Key lesson five: Getting your tendency to work for you
Understanding the four tendencies is the first step to understanding how you work. More importantly, it also gives you a better understanding of others. However, this does not mean that you should believe that a certain person is not right for their job because of their tendency. Any of these tendencies can be great at their jobs or be great leaders. It is all about understanding your strengths and weaknesses.
No tendency is better or worse than the other. They just approach work differently and react to situations differently. Understanding which group you fall into can help you be successful no matter your vocation. It will also help you understand your partner better in your personal relationships.

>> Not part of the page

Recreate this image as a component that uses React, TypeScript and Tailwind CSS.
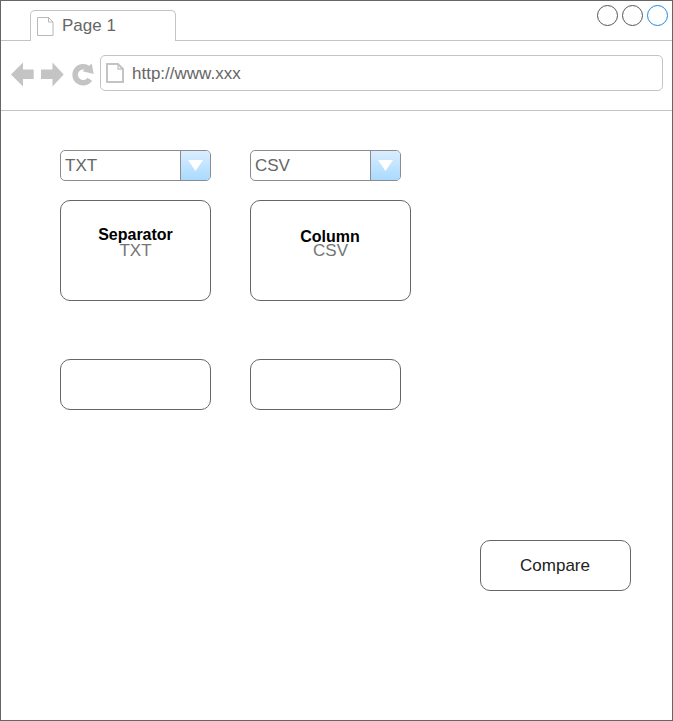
import React from "react";

function PageIcon({ className, thick }: { className: string; thick?: boolean }) {
  return thick ? (
    <svg className={className} viewBox="0 0 18 20" fill="none" stroke="#c4c4c4" strokeWidth="2">
      <path d="M1 1H12L17 6V19H1Z" />
      <path d="M12 1V6H17" strokeWidth="1.3" />
    </svg>
  ) : (
    <svg className={className} viewBox="0 0 17 19" fill="none" stroke="#b8b8b8" strokeWidth="1">
      <path d="M.5 .5H11.5L16 5V18.5H.5Z" />
      <path d="M11.5 .5V5H16" />
    </svg>
  );
}

function Select({ value }: { value: string }) {
  return (
    <div className="flex h-[31px] w-[151px] overflow-hidden rounded-[5px] border border-[#8a8c90]">
      <div className="flex-1 pl-1 text-[17px] leading-[29px] text-[#666666]">{value}</div>
      <div className="flex w-[30px] items-center justify-center border-l border-[#8a8c90] bg-linear-to-b from-[#dbedff] to-[#a9daff]">
        <svg className="h-[11px] w-[15px]" viewBox="0 0 15 11">
          <path d="M0 0H15L7.5 11Z" fill="#fff" />
        </svg>
      </div>
    </div>
  );
}

export default function App() {
  return (
    <div className="flex h-[721px] w-[673px] flex-col border border-[#666666] bg-white font-['Liberation_Sans',Arial,sans-serif] text-[17px]">
      <header className="flex h-10 shrink-0">
        <div className="w-[29px] border-b border-[#c4c4c4]" />
        <div className="mt-[9px] flex w-[146px] rounded-t-[5px] border border-b-0 border-[#c4c4c4] pl-1.5">
          <PageIcon className="mt-1.5 h-[19px] w-[17px]" />
          <span className="ml-2 leading-[29px] text-[#666666]">Page 1</span>
        </div>
        <div className="flex flex-1 justify-end gap-1 border-b border-[#c4c4c4] pt-1 pr-1">
          <div className="size-[21px] rounded-full border border-[#555555]" />
          <div className="size-[21px] rounded-full border border-[#555555]" />
          <div className="size-[21px] rounded-full border border-[#1e88e5]" />
        </div>
      </header>

      <nav className="flex h-[70px] shrink-0 border-b border-[#c4c4c4] pt-[14px] pl-[10px]">
        <svg className="mt-[7px] h-[25px] w-[83px]" viewBox="0 0 83 25" fill="#c4c4c4">
          <path d="M0 12.5L12 .5V7.5H22.7V17H12V24.5Z" />
          <path d="M52.7 12.5L41.5 .5V7.5H30V17H41.5V24.5Z" />
          <path
            d="M78.8 17.2A8 8 0 1 1 77.2 6.6"
            fill="none"
            stroke="#c4c4c4"
            strokeWidth="5.5"
          />
          <path d="M80.7 1.5L82.7 12L71.5 9.3Z" />
        </svg>
        <div className="ml-1.5 flex h-9 w-[563px] rounded-[5px] border border-[#c4c4c4] pl-[5px]">
          <PageIcon thick className="mt-[7px] h-5 w-[18px]" />
          <span className="ml-2 leading-[36px] text-[#666666]">http://www.xxx</span>
        </div>
      </nav>

      <main className="flex flex-1 flex-col pt-[39px] pl-[59px]">
        <div className="flex gap-[39px]">
          <Select value="TXT" />
          <Select value="CSV" />
        </div>

        <div className="mt-[19px] flex gap-[39px] text-center">
          <section className="h-[101px] w-[151px] rounded-[10px] border border-[#666666] pt-[26px]">
            <h2 className="text-[16px] leading-4 font-bold text-black">Separator</h2>
            <p className="leading-4 text-[#757575]">TXT</p>
          </section>
          <section className="h-[101px] w-[161px] rounded-[10px] border border-[#666666] pt-[29px]">
            <h2 className="pr-px text-[16px] leading-[14px] font-bold text-black">Column</h2>
            <p className="leading-[14px] text-[#757575]">CSV</p>
          </section>
        </div>

        <div className="mt-[58px] flex gap-[39px]">
          <div className="h-[51px] w-[151px] rounded-[10px] border border-[#666666]" />
          <div className="h-[51px] w-[151px] rounded-[10px] border border-[#666666]" />
        </div>

        <button className="mt-[130px] mr-[41px] h-[51px] w-[151px] self-end rounded-[10px] border border-[#666666] pr-px text-[#222222]">
          Compare
        </button>
      </main>
    </div>
  );
}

The key takeaway from The Four Tendencies is:
Everyone falls into one of four tendencies when it comes to dealing with expectations. Understanding Upholders, Questioners, Obligers and Rebels will greatly help you in understanding how to best handle each group. In addition, knowing which group you fall into can help you in understanding why you feel the way you do in certain situations. It’s all about strengths, weaknesses and how to reach your full potential.
How can I implement the lessons learned in The Four Tendencies:
Take the time to figure out which tendency your coworkers fall into. In doing so, you will be able to judge what would be the best way to approach them. All tendencies like to have all the information of what is expected from them, it’s just a matter of knowing how to pose the question. Knowledge is power!